David Foster Wallace’s 1994 Syllabus: ‘…[David Foster] Wallace was perhaps one of the most careful (or care-full) writers of his generation. …[So] you might just have to admire the fine art of his syllabi. Well, so you can, thanks to the University of Texas at Austin’s Harry Ransom Center, which has scans available online of the syllabus for Wallace’s intro course “English 102-Literary Analysis: Prose Fiction” , along with other course documents. These documents—From the Fall ’94 semester at Illinois State University, where Wallace taught from 1993 to 2002—reveal the professionally pedagogical side of the literary wunderkind, a side every teacher will connect with right away.
…[I]f you squint hard, you’ll see under “Aims of Course” that Wallace quotes the official ISU description of his class, then translates it into his own words:
In less narcotizing words, English 102 aims to show you some ways to read fiction more deeply, to come up with more interesting insights on how pieces of fiction work, to have informed intelligent reasons for liking or disliking a piece of fiction, and to write—clearly, persuasively, and above all interestingly—about stuff you’ve read.
…Wallace’s choice of texts is of interest as well—surprising for a writer most detractors call “pretentious.” For his class, Wallace prescribed airport-bookstore standards—what he calls “popular or commercial fiction”—such as Jackie Collins’ Rock Star, Stephen King’s Carrie, Thomas Harris’s The Silence of the Lambs, and James Elroy’s The Big Nowhere. The UT Austin site also has scans of some well-worn paperback teacher’s copies, with the red-ink marginal notes, discussion questions, and underlines one finds behind every podium…’ (Open Culture).
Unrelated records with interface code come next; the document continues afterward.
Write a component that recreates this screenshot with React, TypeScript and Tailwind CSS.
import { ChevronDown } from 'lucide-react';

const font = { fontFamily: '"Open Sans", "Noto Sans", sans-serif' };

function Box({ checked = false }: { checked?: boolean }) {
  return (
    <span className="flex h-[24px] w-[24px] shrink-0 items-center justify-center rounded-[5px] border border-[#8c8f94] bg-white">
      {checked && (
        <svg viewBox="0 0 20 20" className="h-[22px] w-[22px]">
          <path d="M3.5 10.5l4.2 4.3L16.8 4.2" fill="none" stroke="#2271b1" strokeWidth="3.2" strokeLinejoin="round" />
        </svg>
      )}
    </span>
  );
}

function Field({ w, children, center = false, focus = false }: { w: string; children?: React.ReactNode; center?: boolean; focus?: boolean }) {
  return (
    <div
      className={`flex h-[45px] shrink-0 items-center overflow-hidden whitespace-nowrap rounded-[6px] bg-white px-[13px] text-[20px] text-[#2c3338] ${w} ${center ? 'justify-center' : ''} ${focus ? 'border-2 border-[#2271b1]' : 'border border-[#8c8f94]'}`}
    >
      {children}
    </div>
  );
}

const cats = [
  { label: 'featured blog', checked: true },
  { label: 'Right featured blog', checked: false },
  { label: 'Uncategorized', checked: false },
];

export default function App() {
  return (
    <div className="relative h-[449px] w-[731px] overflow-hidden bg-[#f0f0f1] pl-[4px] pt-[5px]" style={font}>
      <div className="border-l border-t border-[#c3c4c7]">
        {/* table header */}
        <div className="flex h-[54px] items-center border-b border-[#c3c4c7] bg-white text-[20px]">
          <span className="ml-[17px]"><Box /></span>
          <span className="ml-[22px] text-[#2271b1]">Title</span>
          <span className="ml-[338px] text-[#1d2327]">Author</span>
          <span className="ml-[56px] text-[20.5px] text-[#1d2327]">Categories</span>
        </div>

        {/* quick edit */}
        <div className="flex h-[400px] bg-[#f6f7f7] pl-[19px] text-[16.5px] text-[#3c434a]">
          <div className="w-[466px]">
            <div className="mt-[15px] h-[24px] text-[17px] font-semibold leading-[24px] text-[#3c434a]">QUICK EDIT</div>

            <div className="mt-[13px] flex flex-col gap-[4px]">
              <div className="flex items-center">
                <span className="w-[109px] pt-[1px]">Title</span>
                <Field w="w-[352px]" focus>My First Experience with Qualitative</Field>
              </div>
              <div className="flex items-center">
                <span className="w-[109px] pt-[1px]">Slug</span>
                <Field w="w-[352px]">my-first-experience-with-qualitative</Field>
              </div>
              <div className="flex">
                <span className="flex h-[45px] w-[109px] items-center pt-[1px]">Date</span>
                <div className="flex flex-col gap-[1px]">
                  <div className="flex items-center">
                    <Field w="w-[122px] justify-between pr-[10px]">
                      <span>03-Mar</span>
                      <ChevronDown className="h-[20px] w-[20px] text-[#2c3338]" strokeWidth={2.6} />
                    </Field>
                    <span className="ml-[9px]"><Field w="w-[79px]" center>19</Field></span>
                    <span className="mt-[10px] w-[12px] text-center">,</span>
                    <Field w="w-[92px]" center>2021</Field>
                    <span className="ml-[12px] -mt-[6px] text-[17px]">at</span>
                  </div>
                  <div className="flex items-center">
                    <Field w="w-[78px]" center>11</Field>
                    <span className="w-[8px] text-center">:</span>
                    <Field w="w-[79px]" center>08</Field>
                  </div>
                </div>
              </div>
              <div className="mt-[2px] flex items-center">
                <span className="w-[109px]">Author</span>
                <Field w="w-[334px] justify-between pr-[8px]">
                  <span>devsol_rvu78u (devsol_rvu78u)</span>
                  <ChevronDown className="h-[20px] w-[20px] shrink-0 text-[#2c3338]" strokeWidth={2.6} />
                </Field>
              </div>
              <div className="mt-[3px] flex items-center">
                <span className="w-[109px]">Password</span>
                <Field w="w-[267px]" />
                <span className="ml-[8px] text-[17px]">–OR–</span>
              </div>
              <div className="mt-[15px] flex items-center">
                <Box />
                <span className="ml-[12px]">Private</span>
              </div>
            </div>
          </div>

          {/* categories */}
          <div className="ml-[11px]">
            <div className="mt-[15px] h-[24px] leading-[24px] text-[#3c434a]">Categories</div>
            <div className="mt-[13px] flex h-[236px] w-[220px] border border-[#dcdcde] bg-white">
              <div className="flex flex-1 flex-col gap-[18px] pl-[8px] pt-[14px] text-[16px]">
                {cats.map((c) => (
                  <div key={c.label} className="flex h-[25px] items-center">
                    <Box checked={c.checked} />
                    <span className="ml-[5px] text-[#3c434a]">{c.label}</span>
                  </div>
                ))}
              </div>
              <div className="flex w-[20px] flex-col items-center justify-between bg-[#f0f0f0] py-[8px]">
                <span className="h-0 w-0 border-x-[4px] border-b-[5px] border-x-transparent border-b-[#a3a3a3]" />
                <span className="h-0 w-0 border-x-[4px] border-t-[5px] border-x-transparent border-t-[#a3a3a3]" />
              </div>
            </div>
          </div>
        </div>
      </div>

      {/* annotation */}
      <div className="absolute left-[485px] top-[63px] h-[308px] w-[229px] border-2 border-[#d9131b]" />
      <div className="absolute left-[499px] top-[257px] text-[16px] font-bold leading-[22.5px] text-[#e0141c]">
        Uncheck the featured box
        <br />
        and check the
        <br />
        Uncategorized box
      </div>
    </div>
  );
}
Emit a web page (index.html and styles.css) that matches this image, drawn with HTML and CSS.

‘As their centennial approaches, it’s time to remember why the National Parks are so worth protecting.’ (Pacific Standard)
‘…In the psychiatric literature, the werewolf hallucinations and delusions the patient was experiencing are broadly classified as clinical lycanthropy, or lycomania. Because the “extremely rare” disorder has not received much academic scrutiny and is “poorly understood,” Blom recently took it upon himself to perform a rigorous multi-lingual search of historical documents and medical databases for any references to or extant case records on the condition between 1850 and May 2012.
Though the resulting analysis, published this month in the History of Psychiatry, only unearthed 13 case descriptions that satisfied the definition of “clinical lycanthropy proper,” the paper traces the evolution of the illness and provides a detailed description of symptoms, treatments, and divergent theories about its causes…’ (Pacific Standard).